My good friend, author and creative writing teacher Constance Adler, closed her recent Facebook post about the May 2 Orleans Parish library millage election with a line that made me chuckle.
“If the libraries close,” Connie wrote, “the terrorists win.”
After I stopped laughing, it occurred to me that she’s absolutely right.
Okay, maybe not literally, at least not in New Orleans.
Literacy, exposure to other viewpoints and all the other good things libraries represent are indeed potent tools against the dark forces that fuel terrorism. But despite Gov. Bobby Jindal’s hysterical primary-season protests to the contrary, we’ve got more immediate concerns on the domestic front.
Yet the same argument holds. Functional, thriving libraries can help address the many forces that hold New Orleans back, from crime to illiteracy. They give kids a safe place to go, the tools to follow their curiosity and even homework help. They offer adults assistance in learning to read, and a place to fill out job applications online. They are a great equalizer in a city that still suffers from a deep digital divide.
More broadly, they act as community anchors, hosting story hours, meetings and all manner of mind-broadening programming, and even enhancing the surrounding areas’ property values.
“The only negative is when we’re closed,” said Bernard Charbonnet Jr., library board chairman and lawyer. “And we’re closed a lot.”
That, of course, is the rub. Now that most neighborhood branches have been rebuilt after Hurricane Katrina, the libraries’ operating costs outpace the revenue from an existing dedicated millage. City officials talk a good game about the libraries’ importance, but when budget time comes, there always seem to be more pressing priorities. For this year, the City Council came up with $70,000 for a grant writer and $200,000 for a bookmobile ($50,000 short of the total cost, Charbonnet said), but far more is needed to bolster the operating the budget.
That’s left library officials with a stark choice: Find a dedicated revenue stream or drastically reduce their footprint.
There’s no status quo option on the ballot.

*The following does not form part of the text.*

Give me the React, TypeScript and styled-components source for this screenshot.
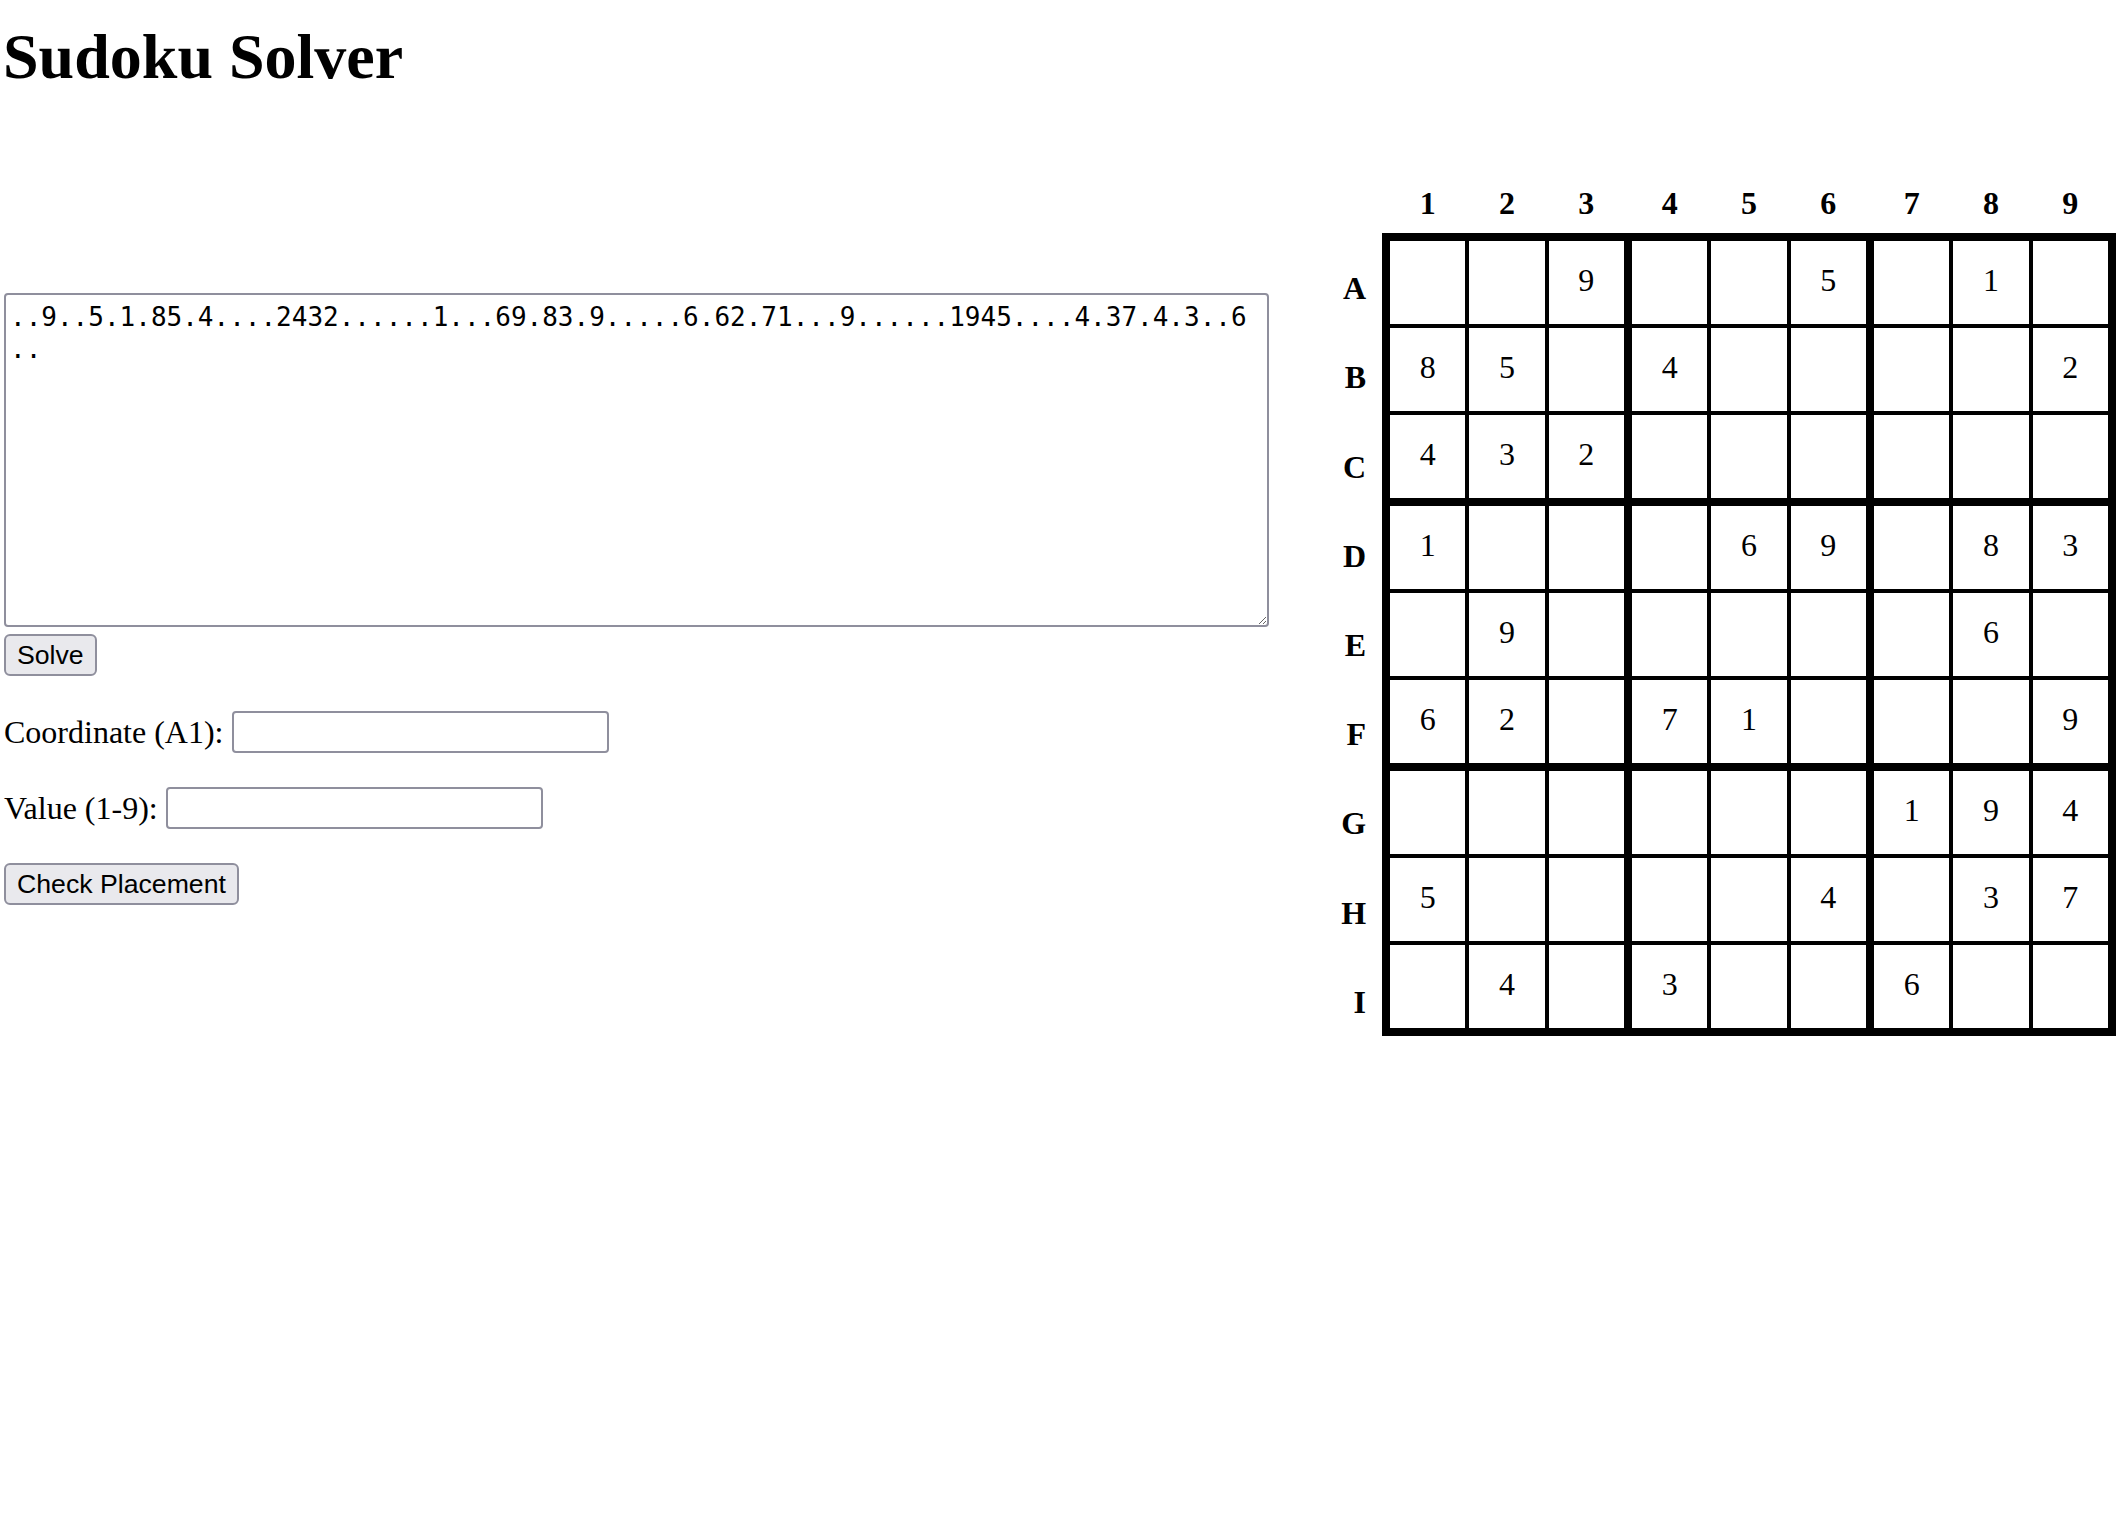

If the voters approve the 2.5 mills — enough to raise an estimated $8.25 million annually for the next 25 years — things will get better. Library officials say they’ll be able to expand hours by 30 percent, open six branch libraries seven days a week — as of now, most branches are closed on not just Sundays and but also Fridays — and proceed with plans to renovate and open the last Hurricane Katrina-damaged facility, the Nora Navra Library in the 7th Ward (the Federal Emergency Management Agency has already allotted the money to do the renovation, but without the new revenue, library officials say they can’t afford to open it). They also hope to increase collections, programs and technology.
If residents vote the millage down, library officials predict a 35 percent decrease in hours and the closure of as many of the half the system’s 14 branches.
Is that really the image a rebounding New Orleans wants to present to the world? Is that who we want to be?
Make no mistake, choosing to invest in libraries would represent a real culture shift.
New Orleans currently spends less than a third of what East Baton Rouge Parish invests in its libraries per capita, and about half of what Jefferson Parish spends. Support badly trails other large Southern cities and even cities across the country with higher poverty rates. Detroit; Newark, New Jersey; and Gary, Indiana, each spend more per person on libraries than New Orleans does.
That doesn’t happen overnight. And it doesn’t happen in a city that sees its libraries as not just valuable in their own right, but also as part and parcel of all the priorities that have an easier time getting funded, from public safety and education to infrastructure.
Still, pick a branch, check the limited schedule and stop by some time, and you’ll see a steady stream of visitors. There’s clearly a demand for what the libraries offer.
“We don’t take our libraries seriously, but the people do,” Charbonnet said last week. Next Saturday, we’ll find out just how much.